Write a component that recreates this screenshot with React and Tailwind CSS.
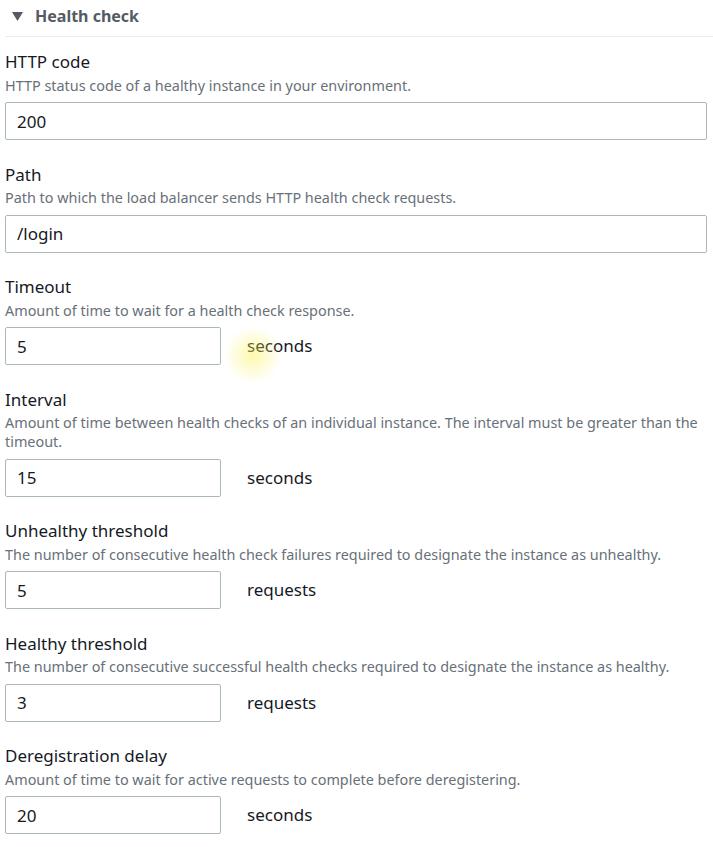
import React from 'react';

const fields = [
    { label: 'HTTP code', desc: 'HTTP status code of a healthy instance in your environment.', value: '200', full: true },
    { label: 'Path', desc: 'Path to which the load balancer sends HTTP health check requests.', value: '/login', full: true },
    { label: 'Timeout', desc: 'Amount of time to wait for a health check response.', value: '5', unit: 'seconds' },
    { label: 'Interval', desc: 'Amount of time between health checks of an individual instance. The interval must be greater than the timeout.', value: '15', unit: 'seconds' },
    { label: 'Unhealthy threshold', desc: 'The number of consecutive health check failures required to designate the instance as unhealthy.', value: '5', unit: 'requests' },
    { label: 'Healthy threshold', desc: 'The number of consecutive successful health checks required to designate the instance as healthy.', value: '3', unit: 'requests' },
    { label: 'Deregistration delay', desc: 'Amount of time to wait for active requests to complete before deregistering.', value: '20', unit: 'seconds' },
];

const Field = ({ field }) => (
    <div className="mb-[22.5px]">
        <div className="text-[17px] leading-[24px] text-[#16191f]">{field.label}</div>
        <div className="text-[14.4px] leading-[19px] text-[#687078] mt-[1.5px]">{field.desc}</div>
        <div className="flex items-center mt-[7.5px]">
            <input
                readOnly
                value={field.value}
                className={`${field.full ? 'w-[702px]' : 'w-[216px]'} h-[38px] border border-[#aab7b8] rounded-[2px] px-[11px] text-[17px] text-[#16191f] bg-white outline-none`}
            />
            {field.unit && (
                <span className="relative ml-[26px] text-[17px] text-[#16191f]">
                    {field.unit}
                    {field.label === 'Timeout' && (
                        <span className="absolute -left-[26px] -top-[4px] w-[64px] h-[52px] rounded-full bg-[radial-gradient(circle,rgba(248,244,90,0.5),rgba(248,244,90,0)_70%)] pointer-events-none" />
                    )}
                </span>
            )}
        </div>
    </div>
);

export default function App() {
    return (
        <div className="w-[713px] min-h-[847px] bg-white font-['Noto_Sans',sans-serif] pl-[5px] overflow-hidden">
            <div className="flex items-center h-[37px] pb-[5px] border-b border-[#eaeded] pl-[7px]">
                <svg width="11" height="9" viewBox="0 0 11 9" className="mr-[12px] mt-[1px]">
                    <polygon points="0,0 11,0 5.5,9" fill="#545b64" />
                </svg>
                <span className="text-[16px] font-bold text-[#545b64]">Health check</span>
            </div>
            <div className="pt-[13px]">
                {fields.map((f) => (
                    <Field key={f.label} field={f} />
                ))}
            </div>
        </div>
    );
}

GOAL OF THE EXERCISE:
Write out again, exactly, the lines from the start of the listing up to the line containing "import React from 'react';", with both ends and without pictures.

TASK RESPONSE:
Write a component that recreates this screenshot with React and Tailwind CSS.
import React from 'react';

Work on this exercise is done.